Background: Non-communicable diseases (NCDs) are the leading cause of death worldwide, with a disproportionally rising burden among low- and middle-income populations. While preventable risk factors highly contribute to this burden, population-based studies assessing these factors and the health status of these populations, are scarce.
Methods: The Khuzestan Comprehensive Health Study (KCHS)—a cross sectional study—was conducted between 2016-2019, including 30,506 Iranians aged 20 to 65 years, from 27 counties of Khuzestan province, southwest of Iran. KCHS aimed to provide a comprehensive health overview by investigating the prevalence and risk factors of NCDs and psychological disorders, along with viral hepatitis as a common communicable disease.
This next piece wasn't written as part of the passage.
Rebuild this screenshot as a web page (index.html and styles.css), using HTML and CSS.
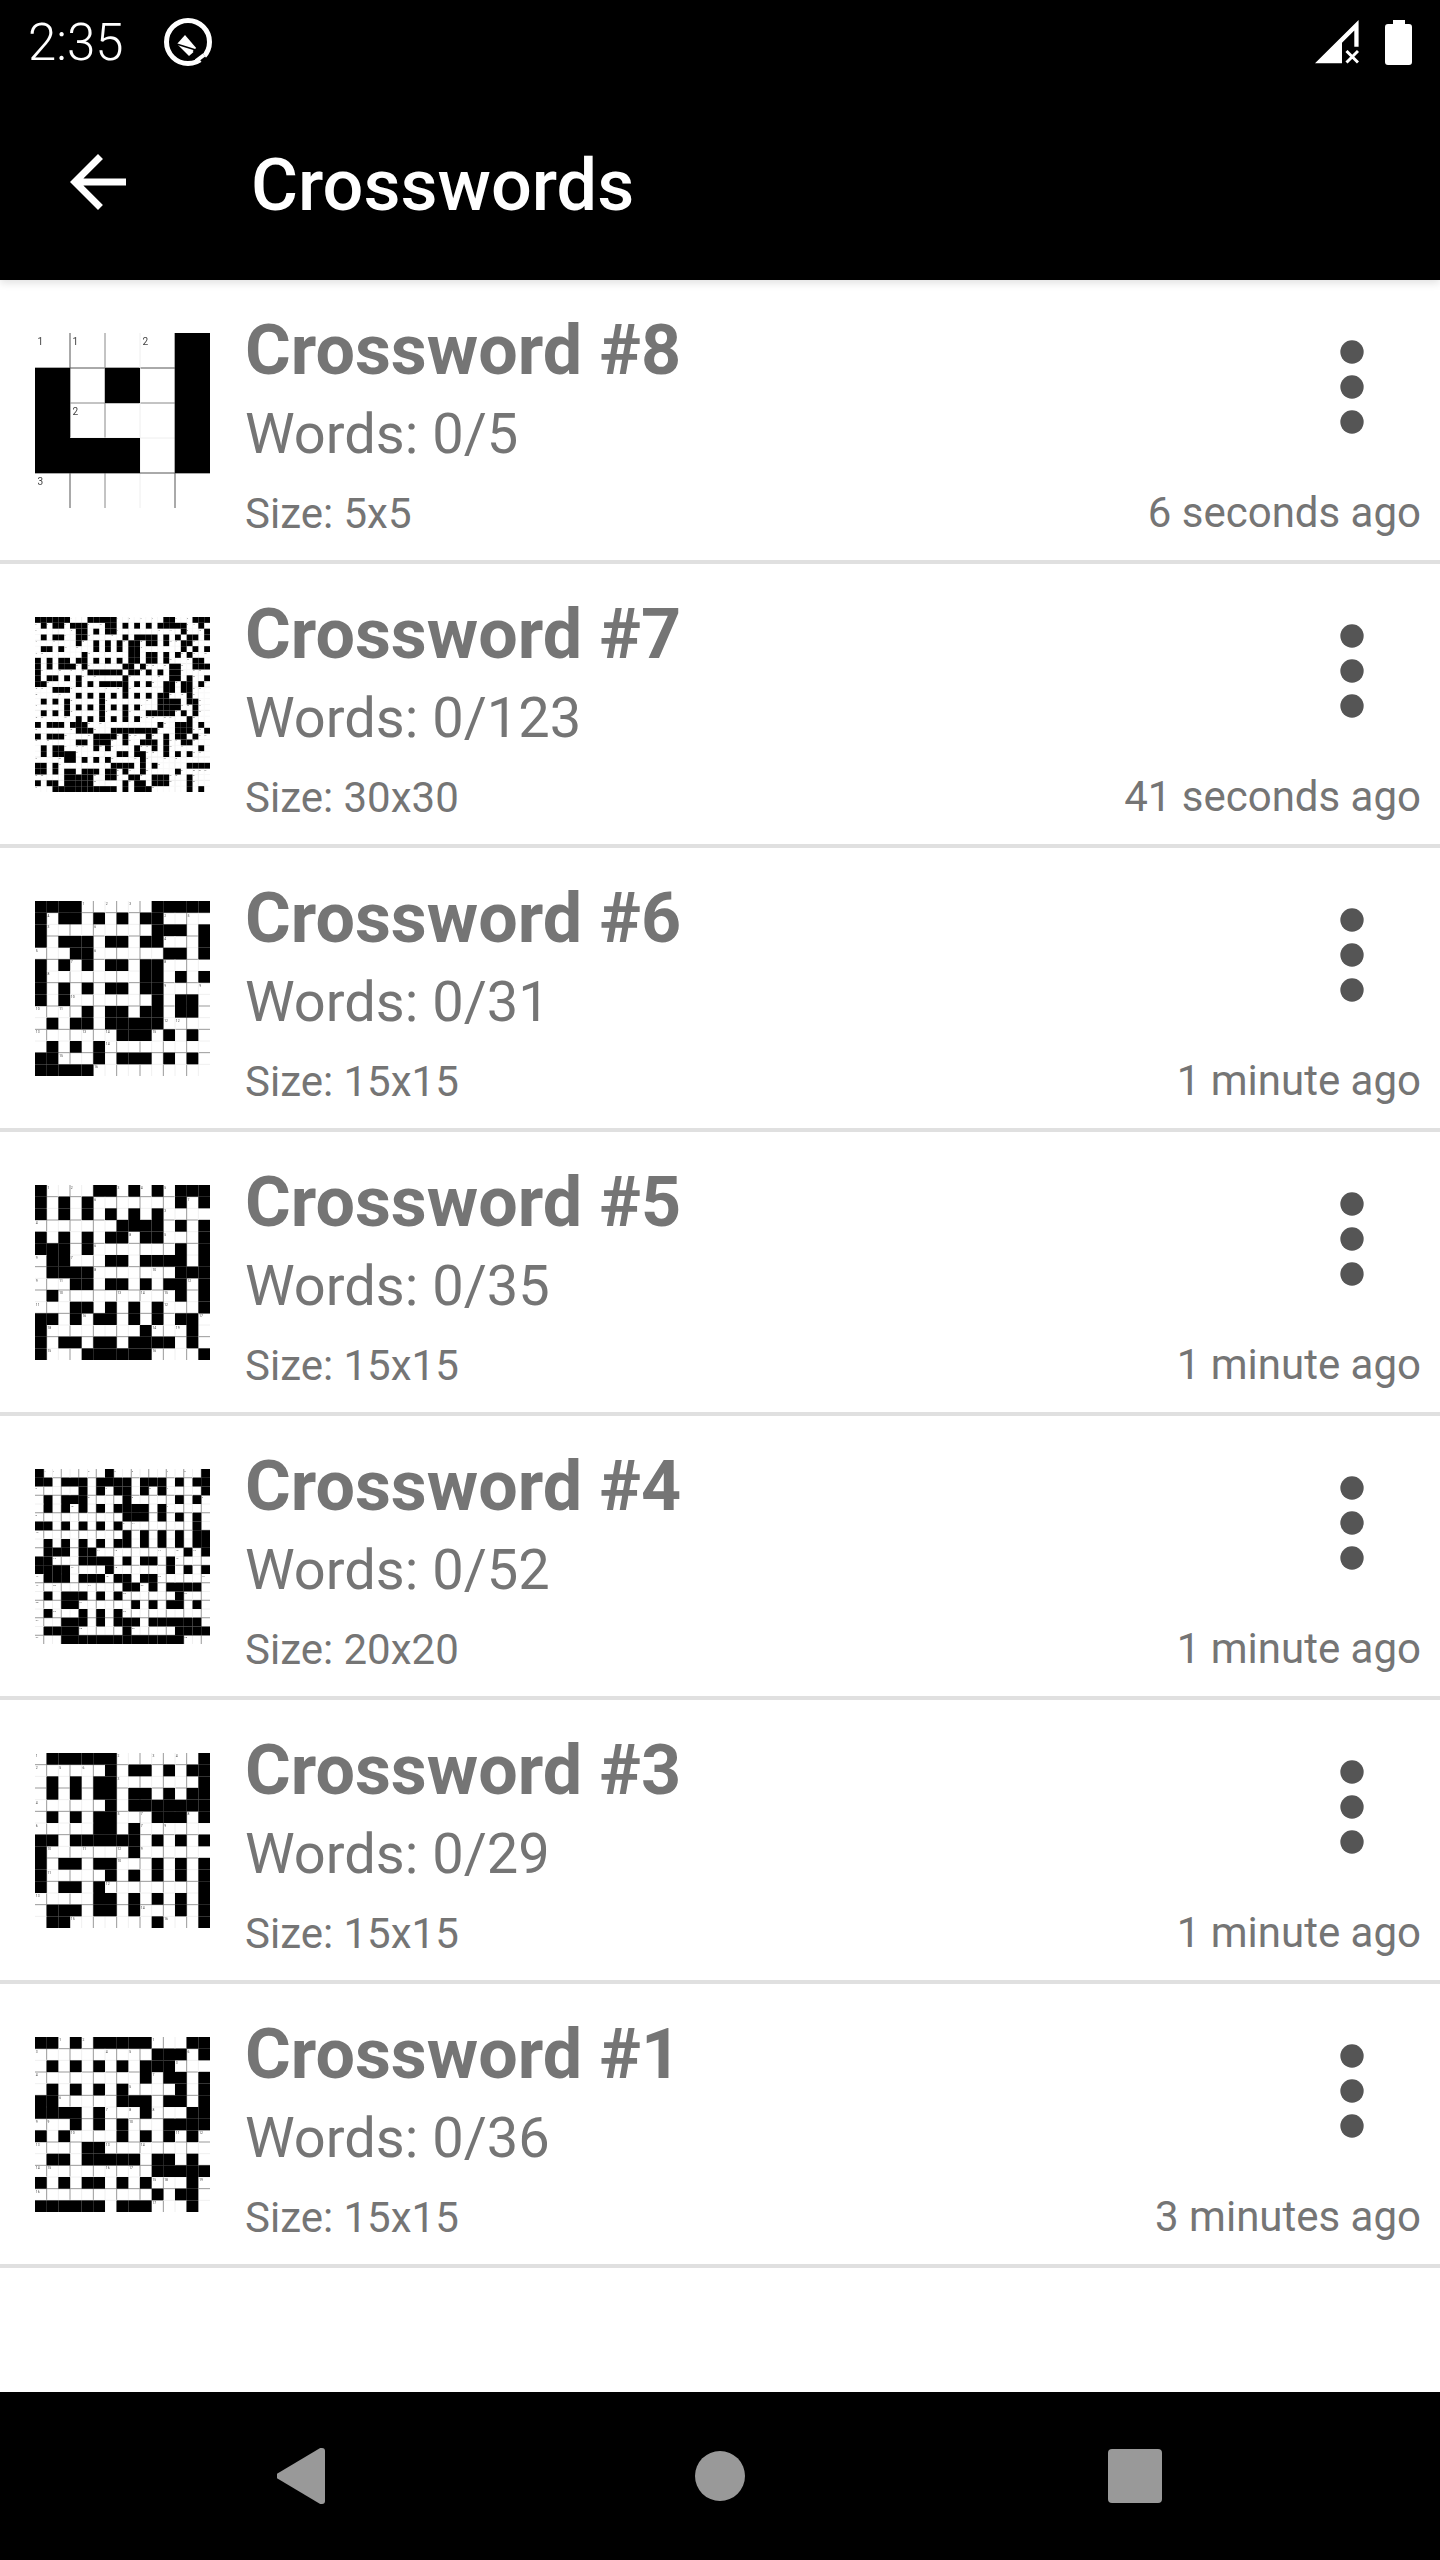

Upon registration, 15 mL of blood and anthropometric measurements were obtained from participants. Afterwards, several interviewer-administered questionnaires were completed to gather data on demographics, socioeconomic status, sleep quality, physical activity, lifestyle habits, nutrition, and medical history.
Results: The mean ± SD age of participants was 41.7 ± 11.9 years. The majority were female (64.3%), of the Arab ethnicity (49%), married (83%), and urban residents (73.1%). About 70% had an educational level below high school diploma. Overall, 10.8%, 5.2%, and 2.8% of participants had used cigarettes, hookah, and drugs at least once in their lifetime, respectively. While body mass index and serum cholesterol levels were higher in females, blood pressure was higher in males (P<0.001).
Conclusion: KCHS assessed many aspects of health in the Khuzestan province. In addition to develop a biobank along with a comprehensive dataset, KCHS will serve as a valuable infrastructure for future research.